By now, Dr. David Banner hulks every fifteen-twenty minutes. So much so, the makeup artists tire of scrubbing off the green pancake, and slopping it on, scrubbing and slopping, until it’s just Lou Ferrigno walking around as an ill-clad drifter, a kind of Mr. Green Universe Meets the Crowded Indifferent Future of California. There’s no more need for Bill Bixby, who is seen smoking apple tabac and attending dubious matinees. His anger no longer matters; he’s cured of his gamma radiation overdose.



When all of a sudden, Lou Ferrigno espies Pris Stratton, a basic pleasure replicant who could be The Incredible Hulk’s spirit animal. They are both pancaked, they are both raccoons, they are both shorn in the same shaggy hairdo. Pris is really Daryl Hannah. She dunks her hand without pain into water that boils a dozen eggs. Perhaps she desires a magnificent sprawling omelet, the ambient heat of the whipped eggs and southwestern ingredients. “Rawwr!” goes Lou Ferrigno.

If Daryl Hannah was capable of love, then she’d have already crushed Harrison Ford’s face between her thighs, his head bouncing down the stairs like the meatball in the spaghetti song. We know more about the future than ever before, and it continues to predict the demise of Pris, kicking her legs and howling for help. The Incredible Hulk trudges toward a second transformation, green and dumbfounded, and in that way, Lou Ferrigno resembles all of us, trapped in the lonely squalls of our acrimony.


too futuristic? see super secret project

Friday, February 16, 2018

the doctrine is IN.




The rapper reveals his sensual exploits in S & Eminem, a Yo Yo Mah Jongg film. Perhaps he was “cup-holded” in a previous relationship, you know, forced to watch his partner place a beverage into a strange receptacle.
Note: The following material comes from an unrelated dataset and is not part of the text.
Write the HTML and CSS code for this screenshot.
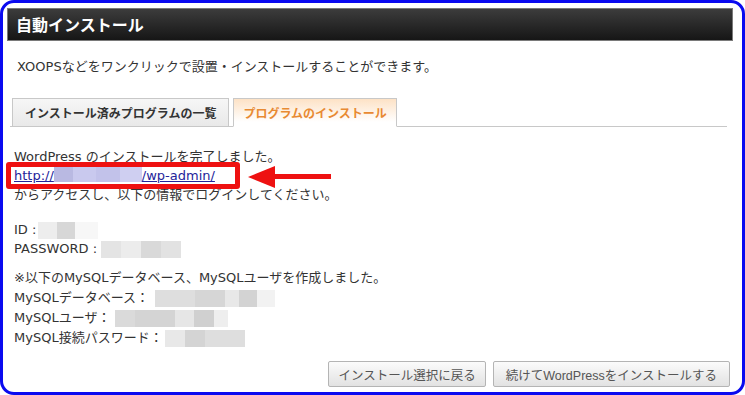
FILE: index.html
```html
<!DOCTYPE html>
<html lang="ja">

<head>
    <meta charset="UTF-8">
    <title>自動インストール</title>
    <link rel="stylesheet" href="styles.css">
</head>

<body>
    <div class="frame">
        <h1 class="title">自動インストール</h1>
        <p class="lead">XOOPSなどをワンクリックで設置・インストールすることができます。</p>

        <!-- タブ -->
        <div class="tabs">
            <div class="tab">インストール済みプログラムの一覧</div>
            <div class="tab active">プログラムのインストール</div>
        </div>

        <div class="result">
            <p class="block">
                WordPress のインストールを完了しました。<br>
                <span class="link-line">
                    <a href="#">http://<span class="blur blur-link"></span>/wp-admin/</a>
                    <span class="mark"></span>
                    <span class="arrow"></span>
                </span><br>
                からアクセスし、以下の情報でログインしてください。
            </p>
            <p class="block">
                ID :<span class="blur blur-id"></span><br>
                PASSWORD : <span class="blur blur-pw"></span>
            </p>
            <p class="block mysql">
                ※以下のMySQLデータベース、MySQLユーザを作成しました。<br>
                MySQLデータベース：<span class="blur blur-db"></span><br>
                MySQLユーザ：<span class="blur blur-user"></span><br>
                MySQL接続パスワード：<span class="blur blur-pass"></span>
            </p>
        </div>

        <div class="buttons">
            <button class="btn">インストール選択に戻る</button>
            <button class="btn wide">続けてWordPressをインストールする</button>
        </div>
    </div>
</body>

</html>
```

FILE: styles.css
```css
/*Reset*/
* {
    margin: 0;
    padding: 0;
    box-sizing: border-box;
}

body {
    background: #ffffff;
    font-family: "DejaVu Sans", "Noto Sans CJK JP", sans-serif;
    font-size: 13px;
    color: #333333;
}

/* 青い枠 */
.frame {
    width: 745px;
    height: 395px;
    border: 3px solid #0a0af0;
    border-radius: 14px;
    padding: 5px 9px 0 4px;
    display: flex;
    flex-direction: column;
    background: #ffffff;
}

/* 見出しバー */
.title {
    height: 33px;
    border: 1px solid #7a7a7a;
    background: linear-gradient(#3c3c3c, #161616);
    color: #ffffff;
    font-family: "Noto Sans CJK JP", sans-serif;
    font-size: 16px;
    font-weight: bold;
    line-height: 31px;
    padding-left: 8px;
}

.lead {
    margin: 16px 0 0 10px;
    line-height: 19px;
}

/* タブ */
.tabs {
    display: flex;
    gap: 4px;
    margin: 22px 6px 0 3px;
    padding-left: 2px;
    border-bottom: 1px solid #c8c8c8;
}

.tab {
    height: 29px;
    margin-bottom: -1px;
    padding: 0 12px;
    border: 1px solid #c8c8c8;
    background: linear-gradient(#f6f6f6, #e9e9e9);
    font-family: "Noto Sans CJK JP", sans-serif;
    font-size: 12px;
    font-weight: bold;
    line-height: 28px;
    color: #333333;
}

.tab.active {
    padding: 0 9px;
    background: linear-gradient(#fde2c6, #ffffff 85%);
    border-bottom-color: #ffffff;
    color: #e88a32;
}

/* 結果 */
.result {
    padding: 20px 0 0 7px;
}

.block {
    line-height: 19px;
}

.block + .block {
    margin-top: 16px;
}

.block.mysql {
    margin-top: 10px;
    line-height: 20px;
}

.link-line {
    position: relative;
}

.link-line a {
    color: #23239a;
}

/* 赤い囲みと矢印（注釈） */
.mark {
    position: absolute;
    left: -8px;
    top: -6px;
    width: 234px;
    height: 27px;
    border: 5px solid #ee1111;
    border-radius: 3px;
}

.arrow {
    position: absolute;
    left: 234px;
    top: 1px;
    width: 83px;
    height: 16px;
}

.arrow::before {
    content: "";
    position: absolute;
    left: 24px;
    top: 5px;
    width: 59px;
    height: 5px;
    background: #ee1111;
}

.arrow::after {
    content: "";
    position: absolute;
    left: 0;
    top: -3px;
    border-right: 27px solid #ee1111;
    border-top: 11px solid transparent;
    border-bottom: 11px solid transparent;
}

/* ぼかし */
.blur {
    display: inline-block;
    vertical-align: middle;
    height: 17px;
}

.blur-link {
    width: 88px;
    height: 15px;
    vertical-align: -2px;
    background: linear-gradient(90deg, #b9b9e2 0 22%, #c9c9ee 22% 48%, #c2c2ea 48% 75%, #cfcff1 75%);
}

.blur-id {
    margin-left: 2px;
    width: 60px;
    background: linear-gradient(90deg, #ededed 0 32%, #d7d7d7 32% 62%, #f7f7f7 62%);
}

.blur-pw {
    width: 80px;
    background: linear-gradient(90deg, #e4e4e4 0 25%, #ececec 25% 50%, #d9d9d9 50% 75%, #e2e2e2 75%);
}

.blur-db {
    margin-left: 6px;
    width: 120px;
    background: linear-gradient(90deg, #dedede 0 33%, #d6d6d6 33% 58%, #e8e8e8 58% 70%, #d3d3d3 70% 85%, #f2f2f2 85%);
}

.blur-user {
    margin-left: 5px;
    width: 113px;
    background: linear-gradient(90deg, #dadada 0 18%, #d4d4d4 18% 53%, #e6e6e6 53% 70%, #d0d0d0 70% 88%, #eeeeee 88%);
}

.blur-pass {
    margin-left: 2px;
    width: 80px;
    background: linear-gradient(90deg, #e8e8e8 0 25%, #d4d4d4 25% 50%, #dedede 50%);
}

/* ボタン */
.buttons {
    display: flex;
    justify-content: flex-end;
    gap: 7px;
    margin: auto 3px 5px 0;
}

.btn {
    height: 26px;
    padding: 0 9px;
    border: 1px solid #b4b4b4;
    border-radius: 2px;
    background: linear-gradient(#fbfbfb, #e2e2e2);
    font-family: "Liberation Sans", "Noto Sans CJK JP", sans-serif;
    font-size: 12.5px;
    color: #555555;
}

.btn.wide {
    padding: 0 12px;
}
```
Or perhaps he developed sympathies for the captors who kept him hostage in a warehouse—he might’ve suffered from Stockroom Syndrome. Do you know the hip-hop poet, Eazy-e.e. cummings? Well, L.L. Cool J. Edgar Hoover Dam!

We say “patty wagon” because in the beginning of law enforcement, only hamburger makers were thrown in the back of the van. Did you know that the cops can invoke “Search and Caesar” and thereby confiscate your salad? The Chinese, meanwhile, will be catering the next solar eclipse with their cuisine, Dim Sun. Before that happens, you should go see the new episodic play that focuses on Native American deified spirits—The Kachina Monologues.

Listen to the editor, when the editor sez: “I smell errata!” He may be suffering from a Chagall stone in his De Gaulle bladder. Humankind emerged from the ancient goop to primordial ooze and ahs. Thirteen deer are a hunter’s venison whereas every bird is a moderate, owing to its left and right wings. Chickens are always being forced to re-coop their losses, while turkeys are on the rise—and on the pumpernickels. I saw it on that TV show, Slaw & Order.

Thinking ahead, the husband and wife planned their funerals: his and hearse. Afterwards, they watched a triple X movie about double-entendres: Read Between the Loins, a Yo Yo Mah Jongg Film. Here are your messages. The crunchy sixty-something called you back—yeah, the baby boomer rang. Whereas that Australian toy you chucked at the far horizon, that didn’t return? What a bummer-rang. Lodge a complaint with the Obscurity Exchange Commission!

Was it B.B. Q’ing who sang the blues and ate the barbecue? (He’s back on line, he’s B.B. Queueing, for some more saucy meats.) Okay, okay, I’ll mind my appeasements and queues. The mafia are now predicting the end of the world, or so sayeth the Cosa Nostradamus. If you can’t honk there’s a product—“Honk Ease”—that should help you honk, whether or not you’re brightening your coffee in Half & Halfghanistan.